Railway operations during COVID-19
Keeping European mobility operational during the COVID-19 pandemic is key. The Community of European Railway and Infrastructure Companies (CER) stresses that railways are doing their utmost to keep essential freight and passenger services running, while protecting their staff.
Railway companies around Europe are in close collaboration with public authorities at European, national and regional level to ensure that critical mobility needs of health authorities, citizens - especially those with a socially critical function - and businesses are met.
These exchanges need to continue in line with the call by European Transport Ministers last night for the smooth flow of essential goods as well as key workers across the EU.
Plunging sales and heavily reduced passenger services
As many companies in other industrial sectors, CER members are heavily suffering from the consequences of the pandemic. Amid plunging sales, international passenger traffic is almost at a standstill due to the closure of intra-EU borders. At national level, passenger traffic is significantly reduced due to the national containment measures taken by Member State authorities and official advice to keep travel via public transport to a minimum. Whilst many public service (PSO) operators are already working with relevant competent authorities, ensuring liquidity for open-access services during this crisis is crucial.
Despite the rapidly changing situation, rail operators are informing customers extensively about changes in schedule and cancelled services.

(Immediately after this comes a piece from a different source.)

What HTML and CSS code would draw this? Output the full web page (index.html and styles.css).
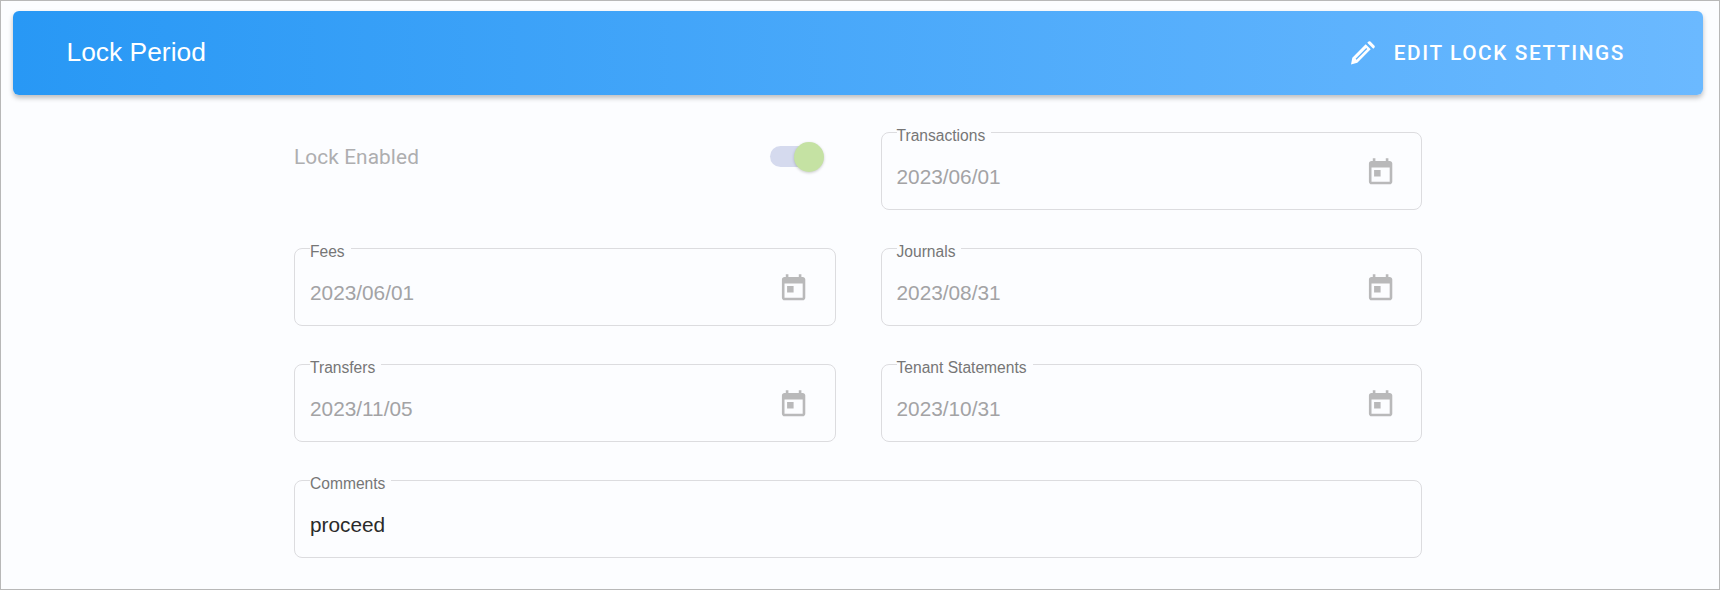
FILE: index.html
```html
<!DOCTYPE html>
<html lang="en">
<head>
<meta charset="utf-8">
<title>Lock Period</title>
<link rel="stylesheet" href="styles.css">
</head>
<body>
<main class="frame">
  <header class="banner">
    <h1 class="banner-title">Lock Period</h1>
    <button class="edit-btn" type="button">
      <svg class="edit-icon" viewBox="0 0 24 24"><path fill-rule="evenodd" d="M0 23.4 1.3 16.7 14.7 3.3 19.7 8.3 6.3 21.7ZM4.6 17.8 5.5 18.7 16.2 8 15.3 7.1Z"/><path d="M16.3 1.7 17.2.7C17.9 0 18.7 0 19.4.6L23.3 4.5C24 5.2 24 6 23.3 6.7L22.3 7.7Z"/></svg>
      <span>EDIT LOCK SETTINGS</span>
    </button>
  </header>
  <form class="form">
    <div class="toggle-row">
      <span class="toggle-label">Lock Enabled</span>
      <span class="switch"><span class="switch-track"></span><span class="switch-thumb"></span></span>
    </div>
    <fieldset class="field"><legend>Transactions</legend><span class="value">2023/06/01</span><svg class="cal" viewBox="0 0 24 24"><path d="M19 3h-1V1h-2v2H8V1H6v2H5c-1.11 0-1.99.9-1.99 2L3 19c0 1.1.89 2 2 2h14c1.1 0 2-.9 2-2V5c0-1.1-.9-2-2-2zm0 16H5V8h14v11zM7 10h5v5H7z"/></svg></fieldset>
    <fieldset class="field"><legend>Fees</legend><span class="value">2023/06/01</span><svg class="cal" viewBox="0 0 24 24"><path d="M19 3h-1V1h-2v2H8V1H6v2H5c-1.11 0-1.99.9-1.99 2L3 19c0 1.1.89 2 2 2h14c1.1 0 2-.9 2-2V5c0-1.1-.9-2-2-2zm0 16H5V8h14v11zM7 10h5v5H7z"/></svg></fieldset>
    <fieldset class="field"><legend>Journals</legend><span class="value">2023/08/31</span><svg class="cal" viewBox="0 0 24 24"><path d="M19 3h-1V1h-2v2H8V1H6v2H5c-1.11 0-1.99.9-1.99 2L3 19c0 1.1.89 2 2 2h14c1.1 0 2-.9 2-2V5c0-1.1-.9-2-2-2zm0 16H5V8h14v11zM7 10h5v5H7z"/></svg></fieldset>
    <fieldset class="field"><legend>Transfers</legend><span class="value">2023/11/05</span><svg class="cal" viewBox="0 0 24 24"><path d="M19 3h-1V1h-2v2H8V1H6v2H5c-1.11 0-1.99.9-1.99 2L3 19c0 1.1.89 2 2 2h14c1.1 0 2-.9 2-2V5c0-1.1-.9-2-2-2zm0 16H5V8h14v11zM7 10h5v5H7z"/></svg></fieldset>
    <fieldset class="field"><legend>Tenant Statements</legend><span class="value">2023/10/31</span><svg class="cal" viewBox="0 0 24 24"><path d="M19 3h-1V1h-2v2H8V1H6v2H5c-1.11 0-1.99.9-1.99 2L3 19c0 1.1.89 2 2 2h14c1.1 0 2-.9 2-2V5c0-1.1-.9-2-2-2zm0 16H5V8h14v11zM7 10h5v5H7z"/></svg></fieldset>
    <fieldset class="field field-wide"><legend>Comments</legend><span class="value value-dark">proceed</span></fieldset>
  </form>
</main>
</body>
</html>
```

FILE: styles.css
```css
* { box-sizing: border-box; }
html, body { margin: 0; height: 100%; }
body { background: #fcfdff; font-family: "Liberation Sans", Arial, sans-serif; }
.frame {
  height: 590px;
  border: 1px solid #b8b8b8;
  padding: 10px 16px 0 12px;
  overflow: hidden;
}
.banner {
  height: 84px;
  display: flex;
  align-items: center;
  justify-content: space-between;
  padding: 0 78px 0 54px;
  border-radius: 6px;
  background: linear-gradient(90deg, #2898f5, #6bb9ff);
  box-shadow: 0 3px 5px rgba(0,0,0,.25);
  color: #fff;
}
.banner-title { margin: 0 0 2px -0.5px; font-size: 26.4px; font-weight: 400; }
.edit-btn {
  display: flex;
  align-items: center;
  gap: 19px;
  padding: 0;
  border: 0;
  background: none;
  color: #fff;
  font: 500 20.8px Roboto, sans-serif;
  letter-spacing: 1.6px;
}
.edit-icon { width: 24px; height: 24px; fill: #fff; }
.form {
  display: grid;
  grid-template-columns: 1fr 1fr;
  width: 1128px;
  column-gap: 45px;
  row-gap: 26px;
  margin: 25px 0 0 281px;
}
.toggle-row {
  align-self: start;
  display: flex;
  align-items: center;
  justify-content: space-between;
  padding: 22px 12px 0 0;
}
.toggle-label { font: 400 20.8px Roboto, sans-serif; letter-spacing: .1px; color: #aeaeb0; }
.switch { position: relative; display: block; width: 54px; height: 30px; }
.switch-track {
  position: absolute; left: 0; top: 4px;
  width: 40px; height: 21px;
  border-radius: 11px;
  background: #d5daee;
}
.switch-thumb {
  position: absolute; right: 0; top: 0;
  width: 30px; height: 30px;
  border-radius: 50%;
  background: #c5e2a3;
  box-shadow: 0 1px 3px rgba(0,0,0,.2);
}
.field {
  position: relative;
  min-width: 0;
  height: 90px;
  margin: 0;
  padding: 0 15px;
  display: flex;
  border: 1px solid #dcdcdf;
  border-radius: 8px;
}
.field legend {
  padding: 7px 6px 0 0;
  margin-left: 0;
  font-size: 15.6px;
  line-height: 18px;
  color: #767676;
}
.field-wide { grid-column: 1 / -1; }
.value { font-size: 20.8px; line-height: 24px; color: #a3a3a5; padding-top: 20px; display: block; }
.value-dark { color: #2a2a2a; }
.cal { position: absolute; right: 25px; top: 12px; width: 31.2px; height: 31.2px; fill: #b9b9ba; }
```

Moreover, European railway undertakings are upholding special goodwill arrangements with affected passengers for reimbursement or exchange of tickets, with longer validity periods than usually. The protection of rail passengers remains an unquestionable priority also under these exceptional circumstances.
Rail freight - a reliable service in moving goods across Europe
Intra-European freight traffic is proving its resilience: while hinterland rail traffic from sea ports is dramatically dropping due to decreasing intercontinental exchanges, freight operators can free extra capacity to ensure intra-continental connections. In this way, they are able to offer safe cross-border cargo connections for large volumes of goods using minimal human resources. However, to be able to fulfil this vital function, it is essential that train drivers are regarded as “strategic workforce” allowed to cross borders without unnecessary restrictions in order to pick up and deliver freight trains smoothly.
For all services, specific protocols have also been activated for the sanitisation of facilities, workplaces and spaces dedicated to customer service, always in compliance with the indications of the competent authorities.
In order to enable all authorities to design upcoming emergency measures to curb the pandemic and support the sector, CER is collecting data on the above-mentioned aspects as well as the economic impact of COVID-19, the effects of which will require considerable EU-level as well as national support for transport.
CER Executive Director Libor Lochman said: “We are thankful to all rail transport workers for keeping the essential services running. The COVID-19 pandemic is a stress test for the whole European Union: for its institutions, for its economy, for its citizens. Railways are as much impacted by the consequences of the pandemic as by the consequences of the public measures taken to fight it, but are working hard to ensure freight and passenger rail transport continues.”